GOAL:
Copy out the lines that have "full" in them.

Front-end source files
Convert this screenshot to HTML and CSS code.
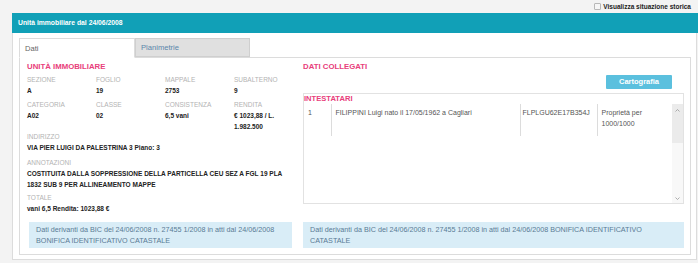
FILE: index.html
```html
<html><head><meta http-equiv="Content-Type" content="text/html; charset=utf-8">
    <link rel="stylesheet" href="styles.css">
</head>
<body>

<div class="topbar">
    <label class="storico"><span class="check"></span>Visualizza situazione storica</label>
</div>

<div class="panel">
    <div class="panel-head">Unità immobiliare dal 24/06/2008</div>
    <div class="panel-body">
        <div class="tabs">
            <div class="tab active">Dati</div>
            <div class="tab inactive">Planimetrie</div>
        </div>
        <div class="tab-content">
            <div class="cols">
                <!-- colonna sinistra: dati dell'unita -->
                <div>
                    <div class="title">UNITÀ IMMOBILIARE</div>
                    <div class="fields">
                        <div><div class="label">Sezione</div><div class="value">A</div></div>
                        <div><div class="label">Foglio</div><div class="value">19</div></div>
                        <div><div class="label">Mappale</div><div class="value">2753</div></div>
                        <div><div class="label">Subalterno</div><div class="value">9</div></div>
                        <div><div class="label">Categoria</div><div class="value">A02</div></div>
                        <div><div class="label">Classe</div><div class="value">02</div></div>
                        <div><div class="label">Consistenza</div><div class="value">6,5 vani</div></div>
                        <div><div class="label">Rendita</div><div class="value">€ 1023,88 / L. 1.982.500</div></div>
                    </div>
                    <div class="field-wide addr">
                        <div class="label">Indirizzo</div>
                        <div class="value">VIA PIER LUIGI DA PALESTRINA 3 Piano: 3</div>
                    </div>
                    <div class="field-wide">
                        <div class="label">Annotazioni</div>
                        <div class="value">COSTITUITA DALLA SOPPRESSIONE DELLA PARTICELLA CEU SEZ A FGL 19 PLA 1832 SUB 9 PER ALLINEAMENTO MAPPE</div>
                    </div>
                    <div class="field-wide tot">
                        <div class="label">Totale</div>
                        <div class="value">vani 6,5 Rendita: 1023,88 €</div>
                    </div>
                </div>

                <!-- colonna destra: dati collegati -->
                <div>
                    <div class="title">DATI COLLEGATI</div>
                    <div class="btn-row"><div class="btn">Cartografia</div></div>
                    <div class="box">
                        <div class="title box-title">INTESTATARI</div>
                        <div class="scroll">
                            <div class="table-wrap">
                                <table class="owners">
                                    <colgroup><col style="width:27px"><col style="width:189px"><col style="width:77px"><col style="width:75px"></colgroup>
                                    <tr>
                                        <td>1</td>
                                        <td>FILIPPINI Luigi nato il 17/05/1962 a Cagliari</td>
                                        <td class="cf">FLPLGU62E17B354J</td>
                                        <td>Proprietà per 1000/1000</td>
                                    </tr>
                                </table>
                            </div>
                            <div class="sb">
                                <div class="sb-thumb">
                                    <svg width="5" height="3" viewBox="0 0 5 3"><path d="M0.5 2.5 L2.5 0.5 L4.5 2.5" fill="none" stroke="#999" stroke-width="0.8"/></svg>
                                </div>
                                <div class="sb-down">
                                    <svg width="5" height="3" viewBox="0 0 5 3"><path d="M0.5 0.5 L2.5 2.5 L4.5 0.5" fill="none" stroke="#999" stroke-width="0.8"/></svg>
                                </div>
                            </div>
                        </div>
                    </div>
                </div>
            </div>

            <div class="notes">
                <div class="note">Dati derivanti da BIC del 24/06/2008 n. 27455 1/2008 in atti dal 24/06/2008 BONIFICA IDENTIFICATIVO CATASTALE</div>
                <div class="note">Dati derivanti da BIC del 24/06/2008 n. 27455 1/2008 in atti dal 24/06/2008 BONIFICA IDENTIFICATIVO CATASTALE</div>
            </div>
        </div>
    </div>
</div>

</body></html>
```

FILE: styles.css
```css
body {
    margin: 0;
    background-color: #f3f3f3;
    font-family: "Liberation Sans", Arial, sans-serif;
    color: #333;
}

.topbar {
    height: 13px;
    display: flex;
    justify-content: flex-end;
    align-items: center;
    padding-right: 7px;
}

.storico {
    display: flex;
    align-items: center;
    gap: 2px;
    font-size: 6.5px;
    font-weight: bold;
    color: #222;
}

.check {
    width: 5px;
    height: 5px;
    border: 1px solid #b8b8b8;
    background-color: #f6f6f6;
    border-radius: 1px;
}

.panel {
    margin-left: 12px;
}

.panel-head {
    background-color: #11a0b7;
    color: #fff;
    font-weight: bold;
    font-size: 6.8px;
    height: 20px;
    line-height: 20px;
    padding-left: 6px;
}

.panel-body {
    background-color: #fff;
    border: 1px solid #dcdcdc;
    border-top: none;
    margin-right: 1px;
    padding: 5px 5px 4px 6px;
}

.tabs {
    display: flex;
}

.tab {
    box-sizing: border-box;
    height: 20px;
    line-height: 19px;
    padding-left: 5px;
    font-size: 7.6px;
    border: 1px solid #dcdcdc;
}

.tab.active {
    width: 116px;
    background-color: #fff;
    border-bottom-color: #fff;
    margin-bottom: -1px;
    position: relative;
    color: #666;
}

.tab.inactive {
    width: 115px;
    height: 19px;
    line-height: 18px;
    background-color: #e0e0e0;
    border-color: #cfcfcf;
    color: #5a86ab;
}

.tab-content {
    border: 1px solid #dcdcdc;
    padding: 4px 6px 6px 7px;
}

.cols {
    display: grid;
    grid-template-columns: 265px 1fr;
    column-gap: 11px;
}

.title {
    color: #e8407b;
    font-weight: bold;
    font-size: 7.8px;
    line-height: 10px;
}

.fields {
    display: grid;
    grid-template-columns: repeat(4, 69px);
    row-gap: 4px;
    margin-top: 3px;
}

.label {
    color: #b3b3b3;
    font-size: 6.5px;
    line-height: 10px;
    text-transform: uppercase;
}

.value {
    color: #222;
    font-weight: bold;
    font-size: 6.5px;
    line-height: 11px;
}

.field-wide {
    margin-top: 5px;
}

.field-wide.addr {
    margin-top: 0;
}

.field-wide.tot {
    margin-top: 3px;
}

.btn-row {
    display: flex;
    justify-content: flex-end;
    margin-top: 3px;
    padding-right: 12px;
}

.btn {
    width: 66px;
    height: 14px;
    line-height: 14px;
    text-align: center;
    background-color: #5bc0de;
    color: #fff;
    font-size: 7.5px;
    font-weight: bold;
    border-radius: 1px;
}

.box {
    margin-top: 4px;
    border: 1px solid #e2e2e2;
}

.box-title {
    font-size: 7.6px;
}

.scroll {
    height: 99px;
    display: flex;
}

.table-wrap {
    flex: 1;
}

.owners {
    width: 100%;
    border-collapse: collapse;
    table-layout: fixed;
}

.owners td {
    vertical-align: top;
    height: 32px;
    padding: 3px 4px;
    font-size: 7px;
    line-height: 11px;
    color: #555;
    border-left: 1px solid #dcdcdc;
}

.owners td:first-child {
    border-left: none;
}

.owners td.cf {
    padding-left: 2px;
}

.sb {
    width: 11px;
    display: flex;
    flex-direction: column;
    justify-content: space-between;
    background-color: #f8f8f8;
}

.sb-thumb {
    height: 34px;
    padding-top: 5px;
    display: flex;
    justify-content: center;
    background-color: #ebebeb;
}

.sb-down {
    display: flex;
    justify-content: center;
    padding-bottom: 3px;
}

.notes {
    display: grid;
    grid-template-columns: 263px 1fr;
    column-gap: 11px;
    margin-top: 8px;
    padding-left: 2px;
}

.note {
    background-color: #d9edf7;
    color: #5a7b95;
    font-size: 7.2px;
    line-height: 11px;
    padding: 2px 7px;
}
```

* * *

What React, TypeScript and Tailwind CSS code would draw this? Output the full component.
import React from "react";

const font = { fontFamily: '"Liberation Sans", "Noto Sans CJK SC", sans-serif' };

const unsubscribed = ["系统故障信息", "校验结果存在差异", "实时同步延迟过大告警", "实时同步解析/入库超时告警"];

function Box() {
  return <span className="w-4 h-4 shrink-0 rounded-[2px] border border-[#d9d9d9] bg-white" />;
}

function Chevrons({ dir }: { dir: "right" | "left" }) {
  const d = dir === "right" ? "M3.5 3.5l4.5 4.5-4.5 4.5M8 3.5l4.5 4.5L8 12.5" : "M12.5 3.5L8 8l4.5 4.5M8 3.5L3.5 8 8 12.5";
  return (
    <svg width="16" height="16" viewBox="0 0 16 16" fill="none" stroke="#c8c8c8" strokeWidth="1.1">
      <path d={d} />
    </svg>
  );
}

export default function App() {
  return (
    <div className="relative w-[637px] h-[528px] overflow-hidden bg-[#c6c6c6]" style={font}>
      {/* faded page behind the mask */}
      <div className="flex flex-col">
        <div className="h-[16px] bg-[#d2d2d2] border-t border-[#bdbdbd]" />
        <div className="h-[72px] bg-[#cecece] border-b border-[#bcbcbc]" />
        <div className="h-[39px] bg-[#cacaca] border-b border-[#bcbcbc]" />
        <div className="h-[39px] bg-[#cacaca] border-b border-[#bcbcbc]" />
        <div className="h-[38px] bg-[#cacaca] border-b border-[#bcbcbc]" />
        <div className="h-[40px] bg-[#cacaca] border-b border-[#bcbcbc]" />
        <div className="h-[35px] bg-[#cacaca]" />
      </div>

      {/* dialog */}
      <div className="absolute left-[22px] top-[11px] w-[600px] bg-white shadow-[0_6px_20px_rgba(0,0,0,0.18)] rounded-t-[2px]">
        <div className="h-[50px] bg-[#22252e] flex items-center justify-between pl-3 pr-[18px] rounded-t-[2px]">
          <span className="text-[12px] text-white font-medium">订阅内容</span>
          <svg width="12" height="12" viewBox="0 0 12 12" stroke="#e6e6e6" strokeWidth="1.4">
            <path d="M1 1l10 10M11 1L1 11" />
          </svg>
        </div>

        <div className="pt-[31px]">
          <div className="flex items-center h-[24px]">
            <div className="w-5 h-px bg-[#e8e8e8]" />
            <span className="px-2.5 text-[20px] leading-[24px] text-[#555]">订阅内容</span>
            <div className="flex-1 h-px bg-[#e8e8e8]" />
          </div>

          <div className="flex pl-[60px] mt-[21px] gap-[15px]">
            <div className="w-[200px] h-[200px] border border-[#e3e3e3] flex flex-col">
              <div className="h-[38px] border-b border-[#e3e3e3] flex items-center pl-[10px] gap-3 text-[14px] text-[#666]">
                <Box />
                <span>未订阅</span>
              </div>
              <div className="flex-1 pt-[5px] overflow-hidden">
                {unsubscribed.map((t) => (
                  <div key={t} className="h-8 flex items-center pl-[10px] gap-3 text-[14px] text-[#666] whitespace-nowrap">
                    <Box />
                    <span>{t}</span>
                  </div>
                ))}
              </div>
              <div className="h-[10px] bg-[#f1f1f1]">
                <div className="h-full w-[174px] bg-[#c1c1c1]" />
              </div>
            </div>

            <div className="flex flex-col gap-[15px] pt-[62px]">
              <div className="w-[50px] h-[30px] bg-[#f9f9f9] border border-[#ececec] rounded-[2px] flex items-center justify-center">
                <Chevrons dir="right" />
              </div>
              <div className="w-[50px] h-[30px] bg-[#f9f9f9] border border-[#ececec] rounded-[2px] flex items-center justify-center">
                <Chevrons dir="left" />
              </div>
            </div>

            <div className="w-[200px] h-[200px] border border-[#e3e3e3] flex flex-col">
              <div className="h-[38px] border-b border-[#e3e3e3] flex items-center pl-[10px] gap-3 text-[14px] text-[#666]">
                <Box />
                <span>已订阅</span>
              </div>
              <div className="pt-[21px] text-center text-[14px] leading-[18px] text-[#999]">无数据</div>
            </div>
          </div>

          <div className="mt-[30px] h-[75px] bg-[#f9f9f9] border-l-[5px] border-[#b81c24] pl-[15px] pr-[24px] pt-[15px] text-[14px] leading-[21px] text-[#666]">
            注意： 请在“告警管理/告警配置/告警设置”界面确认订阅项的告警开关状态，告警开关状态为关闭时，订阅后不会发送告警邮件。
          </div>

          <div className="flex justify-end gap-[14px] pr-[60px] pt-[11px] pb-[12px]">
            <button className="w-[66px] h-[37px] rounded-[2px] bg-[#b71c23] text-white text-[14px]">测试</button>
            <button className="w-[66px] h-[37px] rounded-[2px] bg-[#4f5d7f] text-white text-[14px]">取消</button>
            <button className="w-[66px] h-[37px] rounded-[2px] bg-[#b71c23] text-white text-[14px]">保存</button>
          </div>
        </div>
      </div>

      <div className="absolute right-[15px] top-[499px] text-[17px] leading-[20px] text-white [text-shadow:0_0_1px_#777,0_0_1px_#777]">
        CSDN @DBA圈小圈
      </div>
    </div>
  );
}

...

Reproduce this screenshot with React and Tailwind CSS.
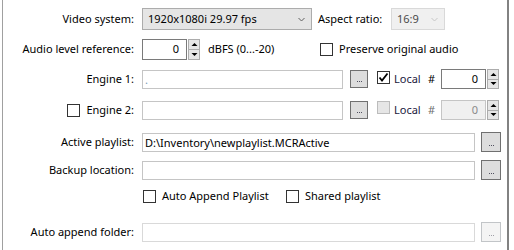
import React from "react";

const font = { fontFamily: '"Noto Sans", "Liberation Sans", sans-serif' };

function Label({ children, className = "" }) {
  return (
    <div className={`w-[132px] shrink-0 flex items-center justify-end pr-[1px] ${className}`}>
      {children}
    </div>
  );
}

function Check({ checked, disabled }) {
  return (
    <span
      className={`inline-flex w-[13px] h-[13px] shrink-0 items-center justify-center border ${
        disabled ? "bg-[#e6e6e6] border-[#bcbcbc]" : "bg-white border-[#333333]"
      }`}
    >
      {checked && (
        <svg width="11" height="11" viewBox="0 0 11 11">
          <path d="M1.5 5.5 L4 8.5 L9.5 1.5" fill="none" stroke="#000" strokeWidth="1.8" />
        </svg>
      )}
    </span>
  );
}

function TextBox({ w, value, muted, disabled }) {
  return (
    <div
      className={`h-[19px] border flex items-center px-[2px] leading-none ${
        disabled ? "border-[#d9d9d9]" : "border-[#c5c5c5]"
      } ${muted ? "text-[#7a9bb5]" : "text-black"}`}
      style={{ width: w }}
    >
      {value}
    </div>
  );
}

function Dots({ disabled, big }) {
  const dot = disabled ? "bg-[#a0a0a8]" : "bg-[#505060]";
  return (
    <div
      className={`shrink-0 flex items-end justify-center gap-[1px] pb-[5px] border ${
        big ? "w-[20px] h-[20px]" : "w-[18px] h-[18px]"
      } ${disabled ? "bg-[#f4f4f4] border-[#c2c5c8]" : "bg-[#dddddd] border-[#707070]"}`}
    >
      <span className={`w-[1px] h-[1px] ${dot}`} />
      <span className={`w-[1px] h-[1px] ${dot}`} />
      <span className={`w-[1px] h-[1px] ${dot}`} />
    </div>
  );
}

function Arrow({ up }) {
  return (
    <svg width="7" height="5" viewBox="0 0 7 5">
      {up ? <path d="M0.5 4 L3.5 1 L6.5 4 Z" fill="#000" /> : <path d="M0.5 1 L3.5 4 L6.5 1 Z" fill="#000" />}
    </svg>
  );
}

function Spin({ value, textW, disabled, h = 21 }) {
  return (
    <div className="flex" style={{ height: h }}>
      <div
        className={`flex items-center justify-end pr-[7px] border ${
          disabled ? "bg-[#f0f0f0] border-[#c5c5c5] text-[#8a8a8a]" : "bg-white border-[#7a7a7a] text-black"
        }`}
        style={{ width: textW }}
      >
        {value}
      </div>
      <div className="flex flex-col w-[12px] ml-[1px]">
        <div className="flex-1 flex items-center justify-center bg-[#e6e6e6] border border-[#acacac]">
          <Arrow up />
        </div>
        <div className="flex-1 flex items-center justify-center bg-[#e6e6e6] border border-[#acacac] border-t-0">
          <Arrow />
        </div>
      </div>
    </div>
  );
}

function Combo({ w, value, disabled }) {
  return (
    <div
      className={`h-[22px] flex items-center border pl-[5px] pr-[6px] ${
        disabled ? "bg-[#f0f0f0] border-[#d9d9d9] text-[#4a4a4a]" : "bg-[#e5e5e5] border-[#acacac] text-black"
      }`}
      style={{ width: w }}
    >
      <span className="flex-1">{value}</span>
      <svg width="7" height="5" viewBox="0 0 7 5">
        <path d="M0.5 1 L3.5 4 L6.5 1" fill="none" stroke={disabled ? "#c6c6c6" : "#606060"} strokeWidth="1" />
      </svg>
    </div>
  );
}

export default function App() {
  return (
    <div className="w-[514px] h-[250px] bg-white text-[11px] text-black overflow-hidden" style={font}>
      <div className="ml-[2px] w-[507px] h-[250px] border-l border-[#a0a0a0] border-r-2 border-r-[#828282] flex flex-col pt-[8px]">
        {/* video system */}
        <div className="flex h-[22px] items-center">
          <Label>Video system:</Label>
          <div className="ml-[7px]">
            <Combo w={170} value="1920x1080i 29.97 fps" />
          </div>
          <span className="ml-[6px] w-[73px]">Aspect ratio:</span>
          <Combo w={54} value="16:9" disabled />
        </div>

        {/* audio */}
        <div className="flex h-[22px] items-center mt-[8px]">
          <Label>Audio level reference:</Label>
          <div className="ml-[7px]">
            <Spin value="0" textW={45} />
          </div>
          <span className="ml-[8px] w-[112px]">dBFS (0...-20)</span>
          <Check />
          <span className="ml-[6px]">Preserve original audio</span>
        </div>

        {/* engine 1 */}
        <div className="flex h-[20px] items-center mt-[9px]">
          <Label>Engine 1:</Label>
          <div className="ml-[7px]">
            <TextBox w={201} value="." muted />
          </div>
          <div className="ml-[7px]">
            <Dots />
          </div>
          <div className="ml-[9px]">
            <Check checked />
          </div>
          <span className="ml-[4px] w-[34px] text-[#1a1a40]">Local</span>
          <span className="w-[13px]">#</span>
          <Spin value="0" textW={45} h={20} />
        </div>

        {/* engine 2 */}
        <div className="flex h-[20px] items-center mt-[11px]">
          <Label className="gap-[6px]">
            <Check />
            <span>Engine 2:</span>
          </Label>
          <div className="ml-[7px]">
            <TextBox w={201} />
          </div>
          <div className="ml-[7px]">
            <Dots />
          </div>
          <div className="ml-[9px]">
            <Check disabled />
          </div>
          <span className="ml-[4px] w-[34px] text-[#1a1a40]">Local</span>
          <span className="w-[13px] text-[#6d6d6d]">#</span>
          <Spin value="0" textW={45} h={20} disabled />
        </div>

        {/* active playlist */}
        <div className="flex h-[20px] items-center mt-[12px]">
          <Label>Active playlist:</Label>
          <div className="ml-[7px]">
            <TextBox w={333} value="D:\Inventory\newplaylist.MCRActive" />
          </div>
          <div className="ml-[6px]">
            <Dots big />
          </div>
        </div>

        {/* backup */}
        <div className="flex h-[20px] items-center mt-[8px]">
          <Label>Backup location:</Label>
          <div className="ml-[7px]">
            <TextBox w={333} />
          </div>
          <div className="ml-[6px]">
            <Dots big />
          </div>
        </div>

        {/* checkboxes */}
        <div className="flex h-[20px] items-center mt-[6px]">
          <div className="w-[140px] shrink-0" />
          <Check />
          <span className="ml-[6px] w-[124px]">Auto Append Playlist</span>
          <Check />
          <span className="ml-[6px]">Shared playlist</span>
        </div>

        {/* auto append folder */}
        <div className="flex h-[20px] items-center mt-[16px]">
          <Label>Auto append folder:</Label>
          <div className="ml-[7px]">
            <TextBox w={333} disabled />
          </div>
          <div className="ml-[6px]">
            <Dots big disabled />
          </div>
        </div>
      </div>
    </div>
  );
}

THE COMPLETED TASK:
What React, TypeScript and Tailwind CSS code would draw this? Output the full component.
                <div className="h-full w-[174px] bg-[#c1c1c1]" />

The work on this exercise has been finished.